◆ Given exercise
Gather all lines with "that" from the records.

◆ Task input

········

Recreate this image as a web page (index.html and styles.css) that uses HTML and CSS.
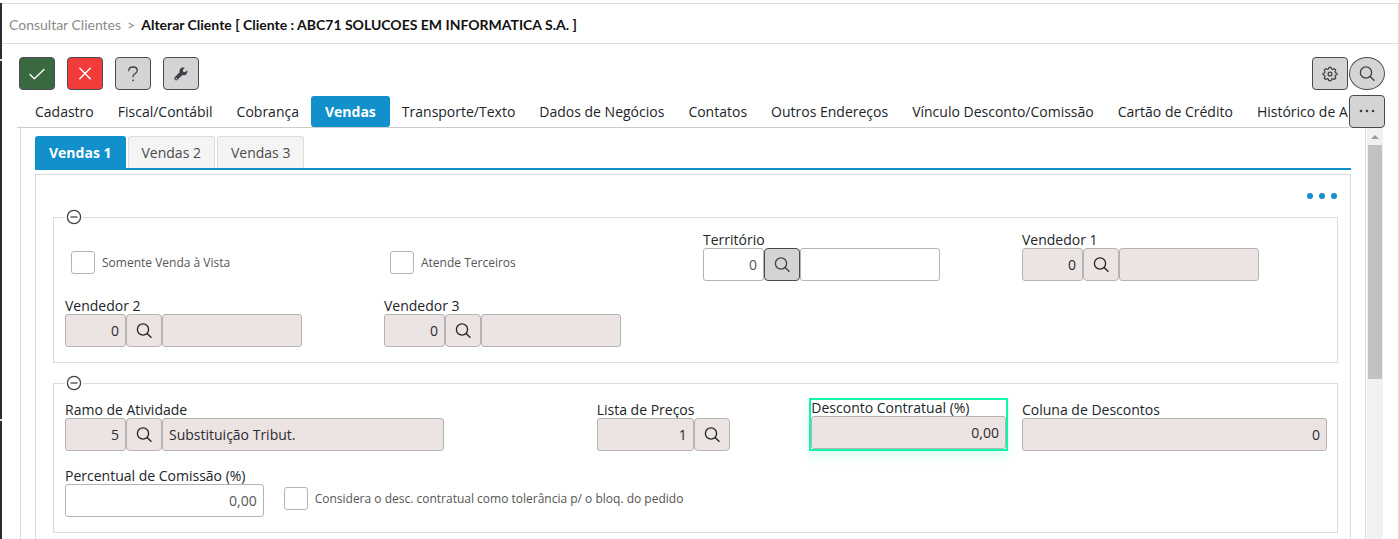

········

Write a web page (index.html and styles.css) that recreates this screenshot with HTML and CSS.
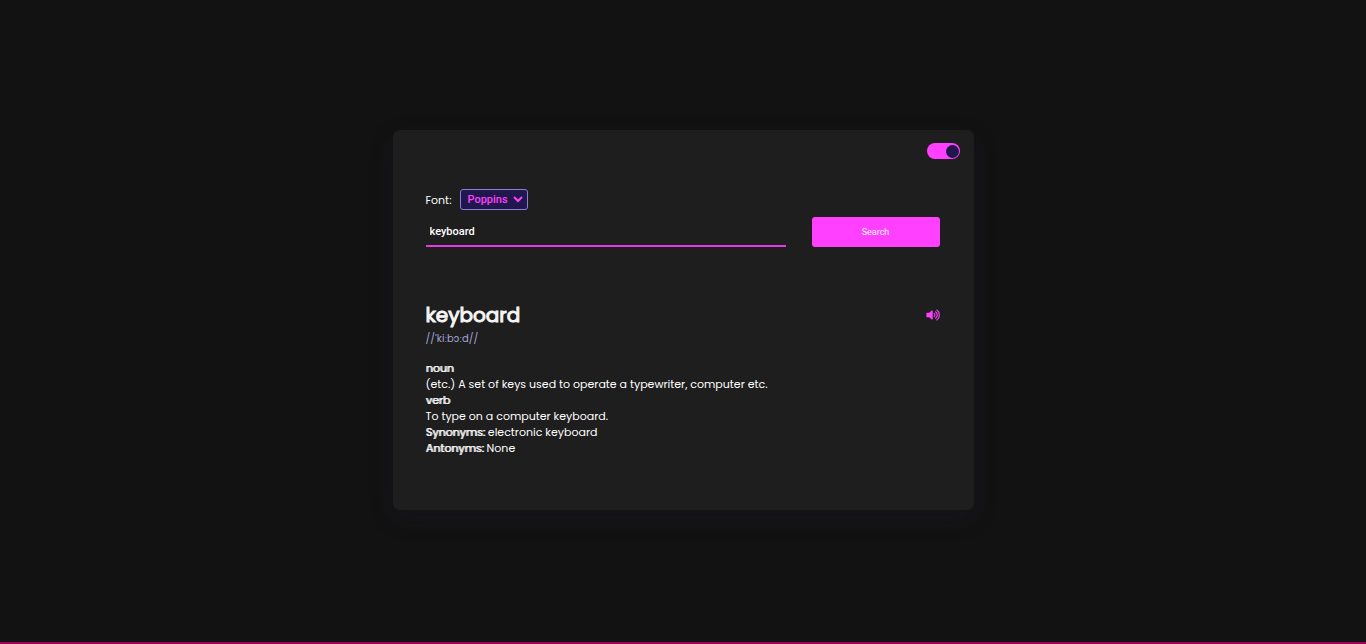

········

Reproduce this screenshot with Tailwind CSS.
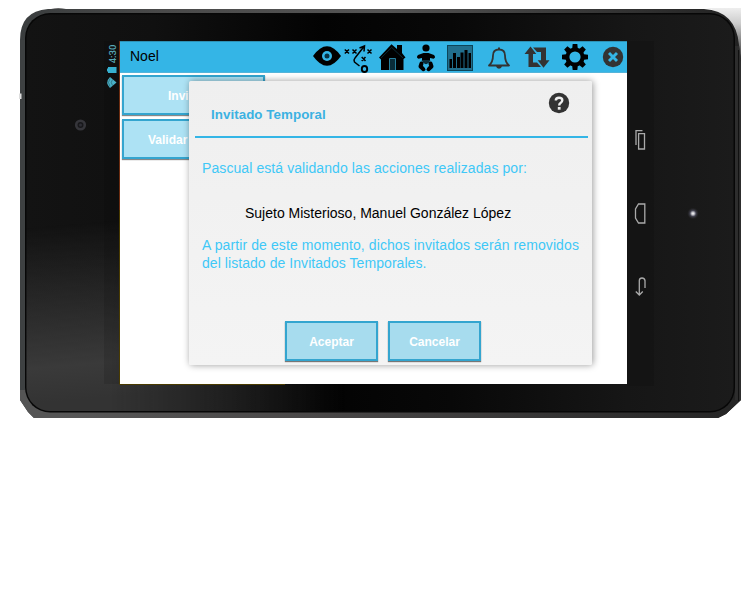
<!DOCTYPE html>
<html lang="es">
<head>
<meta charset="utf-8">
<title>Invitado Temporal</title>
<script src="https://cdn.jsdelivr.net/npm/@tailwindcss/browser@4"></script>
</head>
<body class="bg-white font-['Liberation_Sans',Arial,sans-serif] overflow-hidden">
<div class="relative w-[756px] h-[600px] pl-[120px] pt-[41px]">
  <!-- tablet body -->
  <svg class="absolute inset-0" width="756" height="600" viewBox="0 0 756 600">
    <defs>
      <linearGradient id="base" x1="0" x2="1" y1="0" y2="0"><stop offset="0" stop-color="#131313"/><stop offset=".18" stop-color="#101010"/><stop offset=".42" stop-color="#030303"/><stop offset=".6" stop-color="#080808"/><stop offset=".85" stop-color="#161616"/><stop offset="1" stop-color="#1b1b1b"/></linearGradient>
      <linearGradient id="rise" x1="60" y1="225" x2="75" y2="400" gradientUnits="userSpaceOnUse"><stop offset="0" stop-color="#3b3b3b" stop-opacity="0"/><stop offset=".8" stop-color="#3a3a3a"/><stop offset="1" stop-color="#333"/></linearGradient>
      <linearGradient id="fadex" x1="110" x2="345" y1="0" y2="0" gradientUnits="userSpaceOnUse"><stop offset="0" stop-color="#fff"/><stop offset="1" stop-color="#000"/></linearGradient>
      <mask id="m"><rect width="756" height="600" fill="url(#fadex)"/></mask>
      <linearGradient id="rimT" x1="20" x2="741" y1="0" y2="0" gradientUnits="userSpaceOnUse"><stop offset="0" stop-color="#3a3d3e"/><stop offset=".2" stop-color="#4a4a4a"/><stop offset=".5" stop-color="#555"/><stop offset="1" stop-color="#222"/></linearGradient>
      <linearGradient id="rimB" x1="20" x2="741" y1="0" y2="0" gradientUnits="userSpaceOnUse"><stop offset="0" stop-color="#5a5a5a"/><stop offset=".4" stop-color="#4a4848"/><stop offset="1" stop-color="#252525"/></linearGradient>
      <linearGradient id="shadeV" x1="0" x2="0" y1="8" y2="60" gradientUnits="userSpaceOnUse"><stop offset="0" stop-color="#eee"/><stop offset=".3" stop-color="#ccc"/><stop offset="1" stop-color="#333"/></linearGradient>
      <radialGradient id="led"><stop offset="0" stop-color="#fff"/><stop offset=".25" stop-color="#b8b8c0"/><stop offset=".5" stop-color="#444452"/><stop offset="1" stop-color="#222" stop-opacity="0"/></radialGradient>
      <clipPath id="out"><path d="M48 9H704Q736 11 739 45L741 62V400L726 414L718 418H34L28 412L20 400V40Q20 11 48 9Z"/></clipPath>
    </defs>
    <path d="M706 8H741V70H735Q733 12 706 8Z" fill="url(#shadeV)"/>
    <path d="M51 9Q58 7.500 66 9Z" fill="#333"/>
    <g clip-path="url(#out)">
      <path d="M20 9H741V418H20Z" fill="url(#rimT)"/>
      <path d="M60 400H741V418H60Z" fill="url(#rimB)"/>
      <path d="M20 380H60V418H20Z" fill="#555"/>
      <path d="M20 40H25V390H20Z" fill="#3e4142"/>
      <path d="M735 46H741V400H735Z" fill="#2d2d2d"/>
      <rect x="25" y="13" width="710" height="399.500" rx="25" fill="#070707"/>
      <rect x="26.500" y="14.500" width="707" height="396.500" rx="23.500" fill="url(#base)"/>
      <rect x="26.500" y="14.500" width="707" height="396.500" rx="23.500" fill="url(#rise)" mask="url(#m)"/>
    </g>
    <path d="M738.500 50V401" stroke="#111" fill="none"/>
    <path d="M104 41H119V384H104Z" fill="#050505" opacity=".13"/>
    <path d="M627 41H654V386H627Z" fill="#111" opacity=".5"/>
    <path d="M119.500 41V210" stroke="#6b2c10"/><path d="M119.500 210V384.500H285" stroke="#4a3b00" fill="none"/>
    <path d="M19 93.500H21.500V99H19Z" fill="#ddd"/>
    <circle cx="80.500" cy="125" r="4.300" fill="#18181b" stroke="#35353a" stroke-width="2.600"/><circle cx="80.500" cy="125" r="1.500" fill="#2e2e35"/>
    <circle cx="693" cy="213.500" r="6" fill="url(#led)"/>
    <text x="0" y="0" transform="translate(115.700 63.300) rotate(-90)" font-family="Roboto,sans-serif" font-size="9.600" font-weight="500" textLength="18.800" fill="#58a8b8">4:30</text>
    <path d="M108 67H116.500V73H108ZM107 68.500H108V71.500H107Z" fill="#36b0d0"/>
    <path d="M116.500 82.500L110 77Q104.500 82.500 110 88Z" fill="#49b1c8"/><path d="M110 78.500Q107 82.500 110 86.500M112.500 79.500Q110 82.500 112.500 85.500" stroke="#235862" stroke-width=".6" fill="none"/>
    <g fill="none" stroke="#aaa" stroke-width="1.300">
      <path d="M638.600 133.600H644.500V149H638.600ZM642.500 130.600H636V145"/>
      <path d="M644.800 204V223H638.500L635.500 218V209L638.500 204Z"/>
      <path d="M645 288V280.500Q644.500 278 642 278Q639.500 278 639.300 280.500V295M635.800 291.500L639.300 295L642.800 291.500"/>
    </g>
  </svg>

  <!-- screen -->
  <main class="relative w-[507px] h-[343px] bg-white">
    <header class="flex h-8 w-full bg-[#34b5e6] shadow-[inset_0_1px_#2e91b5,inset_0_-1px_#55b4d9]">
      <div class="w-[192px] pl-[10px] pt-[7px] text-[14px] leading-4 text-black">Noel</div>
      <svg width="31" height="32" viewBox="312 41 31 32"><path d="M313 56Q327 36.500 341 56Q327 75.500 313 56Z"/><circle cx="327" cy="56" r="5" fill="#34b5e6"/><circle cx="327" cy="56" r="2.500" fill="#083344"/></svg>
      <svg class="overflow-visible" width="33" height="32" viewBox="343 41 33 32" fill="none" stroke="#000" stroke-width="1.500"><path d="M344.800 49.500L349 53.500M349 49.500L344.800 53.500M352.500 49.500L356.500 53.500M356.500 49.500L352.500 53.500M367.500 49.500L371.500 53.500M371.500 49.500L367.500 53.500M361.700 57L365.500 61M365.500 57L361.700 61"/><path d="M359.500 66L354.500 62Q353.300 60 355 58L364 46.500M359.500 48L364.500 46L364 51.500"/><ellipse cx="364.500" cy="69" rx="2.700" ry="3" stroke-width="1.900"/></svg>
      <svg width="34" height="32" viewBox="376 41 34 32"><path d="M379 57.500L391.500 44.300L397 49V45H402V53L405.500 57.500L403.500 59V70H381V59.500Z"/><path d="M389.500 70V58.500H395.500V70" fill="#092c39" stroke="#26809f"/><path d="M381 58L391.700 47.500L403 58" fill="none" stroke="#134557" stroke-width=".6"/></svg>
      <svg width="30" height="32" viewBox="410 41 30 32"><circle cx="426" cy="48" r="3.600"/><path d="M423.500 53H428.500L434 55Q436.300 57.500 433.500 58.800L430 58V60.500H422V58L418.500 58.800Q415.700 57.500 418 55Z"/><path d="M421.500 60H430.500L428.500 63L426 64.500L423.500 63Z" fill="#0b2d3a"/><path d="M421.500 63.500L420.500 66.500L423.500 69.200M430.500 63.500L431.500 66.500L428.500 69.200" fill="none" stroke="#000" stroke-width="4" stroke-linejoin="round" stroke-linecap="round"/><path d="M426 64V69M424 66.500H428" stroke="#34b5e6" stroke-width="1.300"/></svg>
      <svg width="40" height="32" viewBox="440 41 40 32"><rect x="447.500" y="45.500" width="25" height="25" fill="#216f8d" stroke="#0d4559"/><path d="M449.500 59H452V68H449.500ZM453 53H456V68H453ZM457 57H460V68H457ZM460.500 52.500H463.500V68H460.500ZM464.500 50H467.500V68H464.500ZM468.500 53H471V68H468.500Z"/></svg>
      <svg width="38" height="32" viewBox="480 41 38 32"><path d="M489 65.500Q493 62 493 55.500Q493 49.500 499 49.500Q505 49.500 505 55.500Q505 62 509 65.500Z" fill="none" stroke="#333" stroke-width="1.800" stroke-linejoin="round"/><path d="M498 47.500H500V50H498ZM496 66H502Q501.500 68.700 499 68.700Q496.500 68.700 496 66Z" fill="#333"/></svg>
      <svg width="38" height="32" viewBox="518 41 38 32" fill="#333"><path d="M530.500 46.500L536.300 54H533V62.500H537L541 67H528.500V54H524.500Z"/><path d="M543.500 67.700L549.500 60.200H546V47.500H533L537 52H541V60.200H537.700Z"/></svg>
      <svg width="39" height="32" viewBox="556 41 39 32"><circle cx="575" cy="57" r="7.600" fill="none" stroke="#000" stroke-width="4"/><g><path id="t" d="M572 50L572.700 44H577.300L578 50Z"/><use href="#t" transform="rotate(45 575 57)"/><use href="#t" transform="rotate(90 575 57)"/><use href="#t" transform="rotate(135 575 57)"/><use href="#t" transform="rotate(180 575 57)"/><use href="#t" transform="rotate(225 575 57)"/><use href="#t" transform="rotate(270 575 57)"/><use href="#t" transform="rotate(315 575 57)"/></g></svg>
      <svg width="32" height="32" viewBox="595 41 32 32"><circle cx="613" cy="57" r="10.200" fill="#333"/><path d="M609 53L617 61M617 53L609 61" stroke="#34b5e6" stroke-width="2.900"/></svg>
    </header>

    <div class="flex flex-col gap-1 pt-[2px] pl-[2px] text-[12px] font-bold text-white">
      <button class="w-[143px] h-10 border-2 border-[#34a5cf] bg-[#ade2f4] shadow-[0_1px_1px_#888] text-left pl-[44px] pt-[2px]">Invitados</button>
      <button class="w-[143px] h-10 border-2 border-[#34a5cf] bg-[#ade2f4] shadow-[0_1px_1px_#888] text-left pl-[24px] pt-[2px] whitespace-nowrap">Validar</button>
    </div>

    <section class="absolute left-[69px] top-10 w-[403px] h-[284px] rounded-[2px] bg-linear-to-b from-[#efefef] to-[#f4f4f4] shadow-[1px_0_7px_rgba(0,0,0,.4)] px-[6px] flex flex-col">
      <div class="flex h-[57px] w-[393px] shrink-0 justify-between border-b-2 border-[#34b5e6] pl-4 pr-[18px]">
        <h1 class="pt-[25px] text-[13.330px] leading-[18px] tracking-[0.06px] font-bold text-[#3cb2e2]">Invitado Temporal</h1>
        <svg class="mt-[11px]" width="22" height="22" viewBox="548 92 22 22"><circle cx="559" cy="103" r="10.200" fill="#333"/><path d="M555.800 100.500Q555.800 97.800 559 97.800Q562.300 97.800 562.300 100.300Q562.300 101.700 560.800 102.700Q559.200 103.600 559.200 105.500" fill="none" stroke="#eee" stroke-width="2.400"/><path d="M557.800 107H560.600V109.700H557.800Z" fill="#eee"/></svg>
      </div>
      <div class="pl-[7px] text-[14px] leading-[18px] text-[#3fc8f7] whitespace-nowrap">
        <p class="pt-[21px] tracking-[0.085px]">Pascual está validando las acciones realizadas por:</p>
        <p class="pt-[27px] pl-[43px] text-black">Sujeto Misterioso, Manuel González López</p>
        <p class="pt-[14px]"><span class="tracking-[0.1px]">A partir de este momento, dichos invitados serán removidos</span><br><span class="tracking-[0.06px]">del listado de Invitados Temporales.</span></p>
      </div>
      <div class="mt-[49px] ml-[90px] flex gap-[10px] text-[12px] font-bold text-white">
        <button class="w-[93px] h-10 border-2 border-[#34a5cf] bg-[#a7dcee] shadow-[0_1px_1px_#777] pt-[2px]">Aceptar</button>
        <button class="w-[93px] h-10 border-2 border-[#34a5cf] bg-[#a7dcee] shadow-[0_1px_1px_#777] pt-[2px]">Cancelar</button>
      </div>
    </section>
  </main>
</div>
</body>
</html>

········

◆ Result of the task
Recreate this image as a web page (index.html and styles.css) that uses HTML and CSS.
Write a web page (index.html and styles.css) that recreates this screenshot with HTML and CSS.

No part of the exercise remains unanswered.